◆ **Dataset excerpt**
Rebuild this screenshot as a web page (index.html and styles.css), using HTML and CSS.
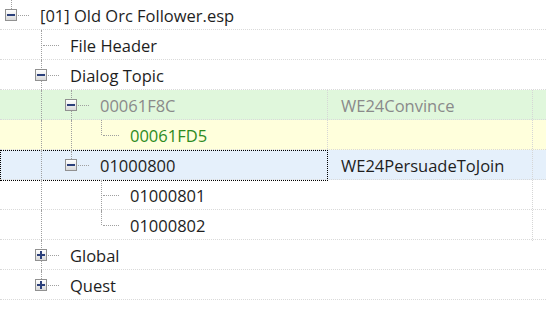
FILE: index.html
```html
<!DOCTYPE html>
<html lang="en">
  <head>
    <meta charset="UTF-8" />
    <title>Plugin Tree</title>
    <link rel="stylesheet" href="styles.css">
  </head>
  <body>
    <div class="tree">
      <div class="row">
        <div class="name">
          <span class="g l"><i class="box minus"></i></span>
          <span class="label">[01] Old Orc Follower.esp</span>
        </div>
        <div class="cell"></div>
        <div class="cell"></div>
      </div>

      <div class="row">
        <div class="name">
          <span class="g"></span>
          <span class="g t leaf"></span>
          <span class="label">File Header</span>
        </div>
        <div class="cell"></div>
        <div class="cell"></div>
      </div>

      <div class="row">
        <div class="name">
          <span class="g"></span>
          <span class="g t"><i class="box minus"></i></span>
          <span class="label">Dialog Topic</span>
        </div>
        <div class="cell"></div>
        <div class="cell"></div>
      </div>

      <div class="row rec green">
        <div class="name">
          <span class="g"></span>
          <span class="g v"></span>
          <span class="g t"><i class="box minus"></i></span>
          <span class="label muted">00061F8C</span>
        </div>
        <div class="cell split muted">WE24Convince</div>
        <div class="cell"></div>
      </div>

      <div class="row rec yellow">
        <div class="name">
          <span class="g"></span>
          <span class="g v"></span>
          <span class="g v"></span>
          <span class="g l leaf"></span>
          <span class="label new">00061FD5</span>
        </div>
        <div class="cell split"></div>
        <div class="cell"></div>
      </div>

      <div class="row rec blue sel">
        <div class="name">
          <span class="g"></span>
          <span class="g v"></span>
          <span class="g l"><i class="box minus"></i></span>
          <span class="label">01000800</span>
        </div>
        <div class="cell split">WE24PersuadeToJoin</div>
        <div class="cell"></div>
      </div>

      <div class="row">
        <div class="name">
          <span class="g"></span>
          <span class="g v"></span>
          <span class="g"></span>
          <span class="g t leaf"></span>
          <span class="label">01000801</span>
        </div>
        <div class="cell split"></div>
        <div class="cell"></div>
      </div>

      <div class="row">
        <div class="name">
          <span class="g"></span>
          <span class="g v"></span>
          <span class="g"></span>
          <span class="g l leaf"></span>
          <span class="label">01000802</span>
        </div>
        <div class="cell split"></div>
        <div class="cell"></div>
      </div>

      <div class="row">
        <div class="name">
          <span class="g"></span>
          <span class="g t"><i class="box plus"></i></span>
          <span class="label">Global</span>
        </div>
        <div class="cell"></div>
        <div class="cell"></div>
      </div>

      <div class="row">
        <div class="name">
          <span class="g"></span>
          <span class="g l"><i class="box plus"></i></span>
          <span class="label">Quest</span>
        </div>
        <div class="cell"></div>
        <div class="cell"></div>
      </div>

      <div class="row last">
        <div class="name"></div>
        <div class="cell"></div>
        <div class="cell"></div>
      </div>
    </div>
  </body>
</html>
```

FILE: styles.css
```css
body {
  margin: 0;
  background: #fff;
  font-family: "Open Sans", sans-serif;
  font-size: 16.5px;
  color: #1e1e1e;
  overflow: hidden;
}

.tree {
  width: 546px;
  height: 310px;
  overflow: hidden;
}

.row {
  display: grid;
  grid-template-columns: 328px 205px 1fr;
  height: 30px;
  box-sizing: border-box;
  border-bottom: 1px dotted #dadada;
}

.row.green {
  background: #e0f7dc;
}

.row.yellow {
  background: #ffffdc;
}

.row.blue {
  background: #e5f0fb;
}

.name {
  display: flex;
  min-width: 0;
  border-right: 1px solid transparent;
}

.rec .name {
  border-right: 1px dotted #d6d6d6;
}

.sel .name {
  outline: 1px dotted #000;
  outline-offset: -1px;
}

.cell {
  padding-left: 13px;
  line-height: 31px;
  white-space: nowrap;
}

.cell.split {
  border-right: 1px dotted #d6d6d6;
}

.label {
  padding-left: 10px;
  line-height: 31px;
  white-space: nowrap;
}

.muted {
  color: #8a8a8a;
}

.new {
  color: #2e8b1e;
}

/* tree guides */
.g {
  flex: none;
  width: 30px;
  position: relative;
}

.g.v::before,
.g.t::before,
.g.l::before {
  content: "";
  position: absolute;
  left: 11px;
  top: 0;
  bottom: -1px;
  border-left: 1px dotted #a0a0a0;
}

.g.l::before {
  bottom: auto;
  height: 15px;
}

.g.t::after,
.g.l::after {
  content: "";
  position: absolute;
  left: 13px;
  top: 15px;
  width: 16px;
  border-top: 1px dotted #a0a0a0;
}

.box {
  position: absolute;
  left: 5px;
  top: 9px;
  width: 10px;
  height: 10px;
  border: 1px solid #919191;
  background: linear-gradient(#ffffff, #d8d8d8);
  z-index: 1;
}

.box::before {
  content: "";
  position: absolute;
  left: 1px;
  top: 4px;
  width: 8px;
  height: 2px;
  background: #2b3f7a;
}

.box.plus::after {
  content: "";
  position: absolute;
  left: 4px;
  top: 1px;
  width: 2px;
  height: 8px;
  background: #2b3f7a;
}
```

◆ **Required work**
In this exercise, set down all of the data exactly, without the pictures.

◆ **Answer for this exercise**
Rebuild this screenshot as a web page (index.html and styles.css), using HTML and CSS.
FILE: index.html
```html
<!DOCTYPE html>
<html lang="en">
  <head>
    <meta charset="UTF-8" />
    <title>Plugin Tree</title>
    <link rel="stylesheet" href="styles.css">
  </head>
  <body>
    <div class="tree">
      <div class="row">
        <div class="name">
          <span class="g l"><i class="box minus"></i></span>
          <span class="label">[01] Old Orc Follower.esp</span>
        </div>
        <div class="cell"></div>
        <div class="cell"></div>
      </div>

      <div class="row">
        <div class="name">
          <span class="g"></span>
          <span class="g t leaf"></span>
          <span class="label">File Header</span>
        </div>
        <div class="cell"></div>
        <div class="cell"></div>
      </div>

      <div class="row">
        <div class="name">
          <span class="g"></span>
          <span class="g t"><i class="box minus"></i></span>
          <span class="label">Dialog Topic</span>
        </div>
        <div class="cell"></div>
        <div class="cell"></div>
      </div>

      <div class="row rec green">
        <div class="name">
          <span class="g"></span>
          <span class="g v"></span>
          <span class="g t"><i class="box minus"></i></span>
          <span class="label muted">00061F8C</span>
        </div>
        <div class="cell split muted">WE24Convince</div>
        <div class="cell"></div>
      </div>

      <div class="row rec yellow">
        <div class="name">
          <span class="g"></span>
          <span class="g v"></span>
          <span class="g v"></span>
          <span class="g l leaf"></span>
          <span class="label new">00061FD5</span>
        </div>
        <div class="cell split"></div>
        <div class="cell"></div>
      </div>

      <div class="row rec blue sel">
        <div class="name">
          <span class="g"></span>
          <span class="g v"></span>
          <span class="g l"><i class="box minus"></i></span>
          <span class="label">01000800</span>
        </div>
        <div class="cell split">WE24PersuadeToJoin</div>
        <div class="cell"></div>
      </div>

      <div class="row">
        <div class="name">
          <span class="g"></span>
          <span class="g v"></span>
          <span class="g"></span>
          <span class="g t leaf"></span>
          <span class="label">01000801</span>
        </div>
        <div class="cell split"></div>
        <div class="cell"></div>
      </div>

      <div class="row">
        <div class="name">
          <span class="g"></span>
          <span class="g v"></span>
          <span class="g"></span>
          <span class="g l leaf"></span>
          <span class="label">01000802</span>
        </div>
        <div class="cell split"></div>
        <div class="cell"></div>
      </div>

      <div class="row">
        <div class="name">
          <span class="g"></span>
          <span class="g t"><i class="box plus"></i></span>
          <span class="label">Global</span>
        </div>
        <div class="cell"></div>
        <div class="cell"></div>
      </div>

      <div class="row">
        <div class="name">
          <span class="g"></span>
          <span class="g l"><i class="box plus"></i></span>
          <span class="label">Quest</span>
        </div>
        <div class="cell"></div>
        <div class="cell"></div>
      </div>

      <div class="row last">
        <div class="name"></div>
        <div class="cell"></div>
        <div class="cell"></div>
      </div>
    </div>
  </body>
</html>
```

FILE: styles.css
```css
body {
  margin: 0;
  background: #fff;
  font-family: "Open Sans", sans-serif;
  font-size: 16.5px;
  color: #1e1e1e;
  overflow: hidden;
}

.tree {
  width: 546px;
  height: 310px;
  overflow: hidden;
}

.row {
  display: grid;
  grid-template-columns: 328px 205px 1fr;
  height: 30px;
  box-sizing: border-box;
  border-bottom: 1px dotted #dadada;
}

.row.green {
  background: #e0f7dc;
}

.row.yellow {
  background: #ffffdc;
}

.row.blue {
  background: #e5f0fb;
}

.name {
  display: flex;
  min-width: 0;
  border-right: 1px solid transparent;
}

.rec .name {
  border-right: 1px dotted #d6d6d6;
}

.sel .name {
  outline: 1px dotted #000;
  outline-offset: -1px;
}

.cell {
  padding-left: 13px;
  line-height: 31px;
  white-space: nowrap;
}

.cell.split {
  border-right: 1px dotted #d6d6d6;
}

.label {
  padding-left: 10px;
  line-height: 31px;
  white-space: nowrap;
}

.muted {
  color: #8a8a8a;
}

.new {
  color: #2e8b1e;
}

/* tree guides */
.g {
  flex: none;
  width: 30px;
  position: relative;
}

.g.v::before,
.g.t::before,
.g.l::before {
  content: "";
  position: absolute;
  left: 11px;
  top: 0;
  bottom: -1px;
  border-left: 1px dotted #a0a0a0;
}

.g.l::before {
  bottom: auto;
  height: 15px;
}

.g.t::after,
.g.l::after {
  content: "";
  position: absolute;
  left: 13px;
  top: 15px;
  width: 16px;
  border-top: 1px dotted #a0a0a0;
}

.box {
  position: absolute;
  left: 5px;
  top: 9px;
  width: 10px;
  height: 10px;
  border: 1px solid #919191;
  background: linear-gradient(#ffffff, #d8d8d8);
  z-index: 1;
}

.box::before {
  content: "";
  position: absolute;
  left: 1px;
  top: 4px;
  width: 8px;
  height: 2px;
  background: #2b3f7a;
}

.box.plus::after {
  content: "";
  position: absolute;
  left: 4px;
  top: 1px;
  width: 2px;
  height: 8px;
  background: #2b3f7a;
}
```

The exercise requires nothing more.